Complete theft prevention is difficult to guarantee on any digital platform, but there are practical steps you can take to reduce risk. First, add visible watermarks to images of work that hasn’t been finalized or approved for public release. Second, choose a platform that disables right-click downloading or includes image protection features, even on free plans. Third, consider posting slightly lower-resolution versions of your work, which are still presentable in a portfolio context but less valuable for anyone trying to misuse them. Finally, document your creative process with dated files, drafts, and communications so that you have evidence of authorship if a dispute ever arises.

Does having a free portfolio platform hurt my credibility with potential clients?
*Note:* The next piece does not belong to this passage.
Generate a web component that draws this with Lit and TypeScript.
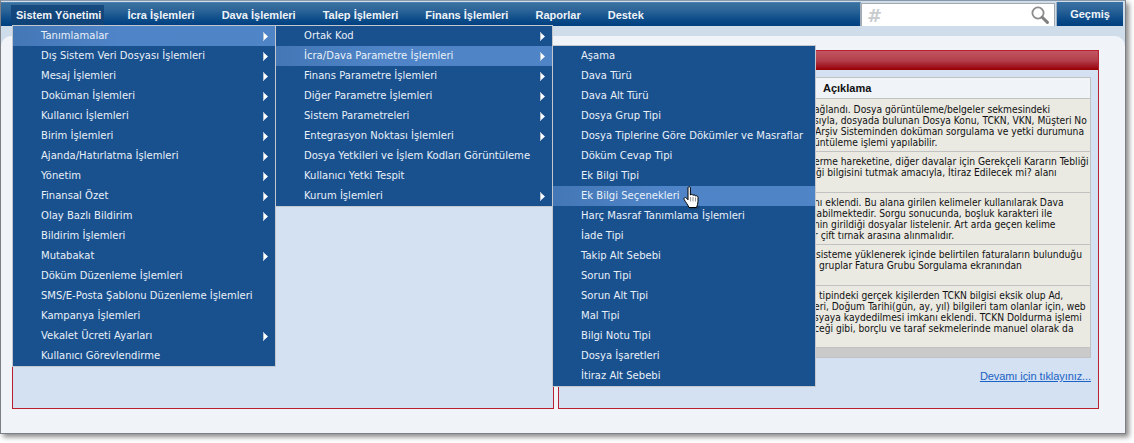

In most cases, no, especially when you’re starting out. Clients and employers care far more about the quality and relevance of your work than the infrastructure behind your portfolio. That said, there are a few free-tier features that can create a less-than-professional impression: prominent platform branding, cluttered subdomains, and slow-loading pages being the most common. You can minimize these issues by choosing a platform with subtle branding policies, registering a custom domain (which is inexpensive and available independently of your portfolio platform), and optimizing your images for faster load times. Over time, as your client base grows, investing in a paid plan becomes easier to justify, but it’s rarely a prerequisite for landing your first opportunities.

Conclusion

Building a free digital portfolio that gives you real control over who sees your work is more achievable than it used to be. The key is knowing what to look for before you start: unlisted link options, project-level sharing, noindex controls, and clear platform branding policies all make a meaningful difference in how functional a free plan actually is. By choosing your platform thoughtfully and organizing your work with intention, you can create a portfolio that serves you at every stage of your career.

As your needs grow, so will your investment in the tools that support them. But you don’t need to spend money to start presenting your work with confidence. The tips and strategies in this article give you a solid foundation for publishing a portfolio that’s professional, purposeful, and appropriately private, all without reaching for your wallet before you’re ready.